Droits constitutionnels : comparaison des francophones et Autochtones
Anne Lévesque, avocate
L’avocate Anne Lévesque a défendu des causes en matière d’égalité pour les Premières nations et pour les minorités francophones.
Photo : Gracieuseté
Les communautés francophones comptent beaucoup sur le fédéral pour bonifier le prochain plan d’action pour les langues officielles, attendu en mars. En matière d’accès à la justice, ils exigent d’Ottawa « un énoncé de politique » qui affirme ses objectifs. Comment cette demande se compare-t-elle à l’approche des Autochtones pour obtenir le respect de leurs droits constitutionnels ? L’avocate Anne Lévesque répond.
Dans un discours aux Communes le 14 février, le premier ministre a promis des solutions aux Premières Nations, réagissant à l’acquittement d’un fermier de l’Ouest suivant la mort par balle d’un jeune autochtone. Justin Trudeau a lancé une initiative visant l’abrogation de la Loi sur les Indiens et la mise en œuvre de la Déclaration des Nations Unies sur le droit des peuples autochtones. Le fédéral voudrait ainsi éviter le fardeau de longs et couteux recours aux tribunaux.
Faut-il envier cette promesse faite aux Premières Nations quand on pense à la centaine de causes en éducation française depuis 1982 et aux 15 années de stagnation de la stratégie nationale d’accès à la justice en français ?
« Ce n’est pas la première fois que le gouvernement fait des annonces vides de sens, indique Anne Lévesque. Tous les partenaires autochtones avec qui je parle trouvent que c’était juste une annonce : il n’y a pas de financement ni d’engagement concret, c’est vraiment des buzzwords. Il n’y a personne qui comprend ce que ça veut dire vraiment, les attentes sont en fait très basses.
« D’avoir une annonce comme ça qui s’appliquerait à la justice en français, ça ne serait pas du tout prometteur, explique l’Albertaine qui a établi un bureau à Ottawa.
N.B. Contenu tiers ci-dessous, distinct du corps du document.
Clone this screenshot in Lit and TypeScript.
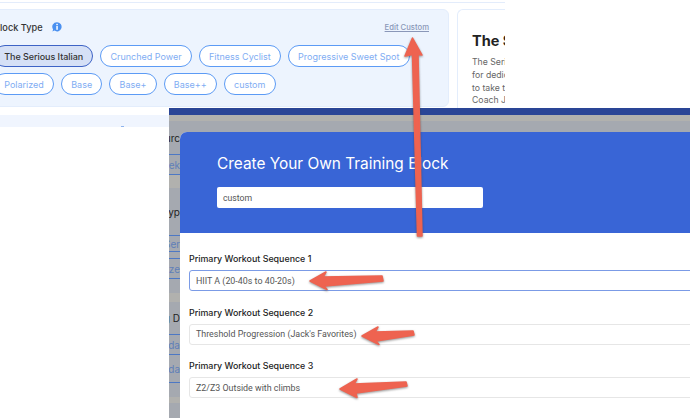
import { LitElement, css, html, svg } from "lit";
import { customElement } from "lit/decorators.js";

const row1 = ["The Serious Italian", "Crunched Power", "Fitness Cyclist", "Progressive Sweet Spot"];
const row2 = ["Polarized", "Base", "Base+", "Base++", "custom"];

const sequences = [
  { label: "Primary Workout Sequence 1", value: "HIIT A (20-40s to 40-20s)", focused: true },
  { label: "Primary Workout Sequence 2", value: "Threshold Progression (Jack's Favorites)", focused: false },
  { label: "Primary Workout Sequence 3", value: "Z2/Z3 Outside with climbs", focused: false },
];

const arrows = [
  "M412.5 38 L422 55 L418 54.5 L422 236 L417.5 236 L412.5 54.5 L405 56 Z",
  "M310 281 L326 272 L323 277 L382 276 L383 281 L324 286 L327 289.5 Z",
  "M362 336 L378 327 L375 332 L413 331 L414 335 L376 341 L379 344.5 Z",
  "M340 389 L357 379 L354 384 L406 382 L407 386 L356 393 L357 397.5 Z",
];

@customElement("app-root")
export class AppRoot extends LitElement {
  static styles = css`
    :host {
      display: block;
      width: 690px;
      height: 418px;
      background: #fff;
      overflow: hidden;
      position: relative;
      font-family: "Inter", "Liberation Sans", sans-serif;
    }
    .top-shot {
      width: 505px;
      height: 108px;
      overflow: hidden;
      display: flex;
      gap: 8px;
      padding-top: 9px;
      box-sizing: border-box;
      border-top: 1px solid transparent;
      position: relative;
    }
    .top-line {
      position: absolute;
      left: 0;
      top: 1px;
      width: 505px;
      height: 1px;
      background: #e3ecfb;
    }
    .panel {
      flex: none;
      width: 469px;
      height: 98px;
      margin-left: -20px;
      margin-top: -1px;
      box-sizing: border-box;
      padding: 10px 19px 0 13px;
      background: #edf4fe;
      border: 1px solid #e3edfc;
      border-radius: 6px;
    }
    .panel-head {
      display: flex;
      align-items: center;
      height: 15px;
      margin-bottom: 10px;
      color: #333;
      font-size: 9.2px;
      font-weight: 500;
    }
    .panel-head svg {
      margin-left: 9px;
      margin-top: -2px;
    }
    .edit {
      margin-left: auto;
      color: #8a97b8;
      font-size: 7.7px;
      font-weight: 500;
      text-decoration: underline;
    }
    .chips {
      display: flex;
      gap: 7px;
      margin-bottom: 6px;
    }
    .chip {
      height: 22px;
      box-sizing: border-box;
      padding: 0 9.2px;
      display: flex;
      align-items: center;
      border: 1.2px solid #5c9bf5;
      border-radius: 11px;
      background: #fff;
      color: #7fadf3;
      font-size: 9px;
      white-space: nowrap;
    }
    .chip.active {
      background: #d5e0f6;
      border-color: #3d63c6;
      color: #333;
      font-weight: 500;
      letter-spacing: -0.05px;
    }
    .detail {
      flex: none;
      width: 80px;
      height: 110px;
      margin-top: -1px;
      box-sizing: border-box;
      padding: 21px 0 0 14px;
      border: 1px solid #e3edfc;
      border-right: none;
      border-radius: 6px 0 0 0;
      overflow: hidden;
    }
    .detail h2 {
      margin: 0 0 5px;
      color: #222;
      font-size: 14.5px;
      line-height: 20px;
      font-weight: 700;
      white-space: nowrap;
    }
    .detail p {
      margin: 0;
      color: #666;
      font-size: 8.7px;
      line-height: 12.8px;
      white-space: nowrap;
    }
    .left-band {
      width: 169px;
      height: 12px;
      margin-top: 7px;
      box-sizing: border-box;
      padding: 11px 0 0 121px;
      background: #f0f5fe;
    }
    .left-band span {
      display: block;
      width: 3px;
      height: 1px;
      background: #8fb4ee;
    }
    .bottom-shot {
      position: absolute;
      left: 169px;
      top: 108px;
      width: 521px;
      height: 310px;
      overflow: hidden;
      background: #a5a9b0;
    }
    .bar {
      height: 7px;
      background: #2a4596;
    }
    .bar-grey {
      height: 6px;
      background: #b1b1ae;
    }
    .backdrop {
      width: 11px;
      display: flex;
      flex-direction: column;
      font-size: 10px;
    }
    .strip {
      box-sizing: border-box;
      display: flex;
      justify-content: flex-end;
      align-items: center;
      overflow: hidden;
      white-space: nowrap;
      color: #5f7fb8;
    }
    .strip.dark {
      color: #222;
    }
    .strip.lined {
      border-bottom: 1px solid #4d78c4;
    }
    .strip.light {
      background: #b1b1ae;
    }
    .modal {
      position: absolute;
      left: 11px;
      top: 24px;
      width: 520px;
      height: 300px;
      background: #fff;
      border-radius: 7px 0 0 0;
      overflow: hidden;
    }
    .modal-head {
      height: 101px;
      box-sizing: border-box;
      padding: 21px 0 0 37px;
      background: #3965d6;
    }
    .modal-head h1 {
      margin: 0 0 13px;
      color: #fff;
      font-size: 15.4px;
      line-height: 21px;
      font-weight: 400;
      white-space: nowrap;
    }
    .name {
      width: 266px;
      height: 21px;
      box-sizing: border-box;
      padding-left: 6px;
      display: flex;
      align-items: center;
      background: #fff;
      border-radius: 2px;
      color: #555;
      font-family: "Roboto", sans-serif;
      font-size: 8.7px;
    }
    .fields {
      padding: 18px 0 0 9px;
    }
    .field {
      height: 53.5px;
    }
    .field label {
      display: block;
      height: 18px;
      padding-top: 1px;
      color: #222;
      font-size: 8.9px;
      font-weight: 500;
      line-height: 14px;
      white-space: nowrap;
    }
    .select {
      width: 540px;
      height: 21px;
      box-sizing: border-box;
      padding-left: 6px;
      display: flex;
      align-items: center;
      border: 1px solid #e6e6e6;
      border-radius: 3px;
      color: #555;
      font-family: "Roboto", sans-serif;
      font-size: 8.9px;
      white-space: nowrap;
    }
    .select.focused {
      border: 1.5px solid #7b9be6;
    }
    .arrows {
      position: absolute;
      left: 0;
      top: 0;
      filter: drop-shadow(0 1px 1px rgba(60, 60, 60, 0.55));
    }
    .arrows path {
      fill: #ee6350;
      stroke: #ee6350;
      stroke-width: 1.5;
      stroke-linejoin: round;
    }
  `;

  render() {
    return html`
      <div class="top-shot">
        <div class="top-line"></div>
        <div class="panel">
          <div class="panel-head">
            Block Type
            <svg width="10" height="10" viewBox="0 0 10 10">
              <path d="M5 .2a4.6 4.6 0 1 1-2.6 8.4L.4 9.4l.7-2A4.6 4.6 0 0 1 5 .2z" fill="#4a90f0" />
              <rect x="4.3" y="1.8" width="1.5" height="1.4" fill="#fff" />
              <rect x="4.3" y="4" width="1.5" height="3.8" fill="#fff" />
            </svg>
            <span class="edit">Edit Custom</span>
          </div>
          <div class="chips">
            ${row1.map((c, i) => html`<span class="chip ${i === 0 ? "active" : ""}">${c}</span>`)}
          </div>
          <div class="chips">${row2.map((c) => html`<span class="chip">${c}</span>`)}</div>
        </div>
        <div class="detail">
          <h2>The Serious</h2>
          <p>The Serious Italian</p>
          <p>for dedicated riders</p>
          <p>to take their fitness</p>
          <p>Coach Jack</p>
        </div>
      </div>
      <div class="left-band"><span></span></div>
      <div class="bottom-shot">
        <div class="bar"></div>
        <div class="bar-grey"></div>
        <div class="backdrop">
          <div class="strip lined dark" style="height:34px">Sourc</div>
          <div class="strip lined" style="height:20px">Week</div>
          <div class="strip light" style="height:13px"></div>
          <div class="strip lined dark" style="height:48px">Block Typ</div>
          <div class="strip lined" style="height:16px">Ser</div>
          <div class="strip lined" style="height:7px"></div>
          <div class="strip lined" style="height:20px">Polarize</div>
          <div class="strip" style="height:14px"></div>
          <div class="strip light" style="height:9px"></div>
          <div class="strip lined dark" style="height:33px">Long D</div>
          <div class="strip lined" style="height:20px">Monda</div>
          <div class="strip lined" style="height:28px">Sunda</div>
          <div class="strip" style="height:14px"></div>
          <div class="strip light" style="height:6px"></div>
        </div>
        <div class="modal">
          <div class="modal-head">
            <h1>Create Your Own Training Block</h1>
            <div class="name">custom</div>
          </div>
          <div class="fields">
            ${sequences.map(
              (s) => html`
                <div class="field">
                  <label>${s.label}</label>
                  <div class="select ${s.focused ? "focused" : ""}">${s.value}</div>
                </div>
              `,
            )}
          </div>
        </div>
      </div>
      <svg class="arrows" width="690" height="418" viewBox="0 0 690 418">
        ${arrows.map((d) => svg`<path d=${d} />`)}
      </svg>
    `;
  }
}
Sans plan d’action concret avec du financement, je me méfierais énormément. »
Une 5e ordonnance de non-conformité contre Ottawa
Anne Lévesque reconnaît qu’il existe une perception de changement relativement aux droits des Premières Nations. Mais pour illustrer l’approche courante d’Ottawa, elle rappelle sa participation depuis des années à une cause pancanadienne sur la discrimination systémique à l’endroit de 163 000 enfants autochtones.
« On a eu une décision contraignable du Tribunal canadien des droits de la personne qui forçait le gouvernement de financer de façon équitable. Le gouvernement a dit qu’il acceptait la décision et n’a pas contesté. Mais il a continué à discriminer et on est toujours devant les tribunaux. » Dans cette affaire, le Tribunal a émis le 1er février une 5e ordonnance de non-conformité.
Selon elle, les gouvernements fédéraux successifs se sont tous engagés à modifier la relation avec les Autochtones, mais rien n’a changé dans les réserves. « On voit encore des problèmes de qualité de l’eau qui posent un risque à la santé, on continue à se suicider parce qu’on n’a pas d’accès à des services de santé mentale. »
Le partage des affaires autochtones en deux ministères n’impressionne pas l’avocate spécialisée en matière d’égalité. Les francophones pourraient de même revendiquer la création d’un ministère consacré uniquement aux langues officielles, reconnaît-elle. Mais qu’est-ce que ça changerait ?
« Deux fonctionnaires qui viole tes droits au lieu d’un »
« On voit des détournements de fonds chez les fonctionnaires (des ministères autochtones). Si la bureaucratie est le problème, avoir deux fonctionnaires au lieu d’un qui viole tes droits, ce n’est pas mieux. »
Anne Lévesque souligne le contraste dans la relation fédérale avec les francophones et les Premières Nations. « Avec les Autochtones, on a des engagements, mais pas d’action, ce qui n’est pas du tout souhaitable. Les francophones hors Québec semblent moins un enjeu prioritaire pour le gouvernement, il n’y a pas d’engagement concret et c’est inquiétant. »
L’avocate ne croit toutefois pas qu’il faut se mobiliser pour obtenir une annonce comme celle des Communes la semaine dernière. « Ce qu’il nous fait, c’est la feuille de route fédérale. On a un plan, on sait exactement ce qu’on veut. On a juste besoin de financement et d’une annonce maintenant. »
Le Réseau national de formation en justice a lancé en 2017 un rapport intitulé Pour que l’égalité reçoive son sens véritable, afin d’alimenter l’élaboration du prochain plan d’action. L’objectif est de construire « la capacité institutionnelle » du système de justice de fonctionner en français. L’organisme recommande au fédéral d’investir dans 18 initiatives structurantes sur cinq ans, au coût de 80 millions.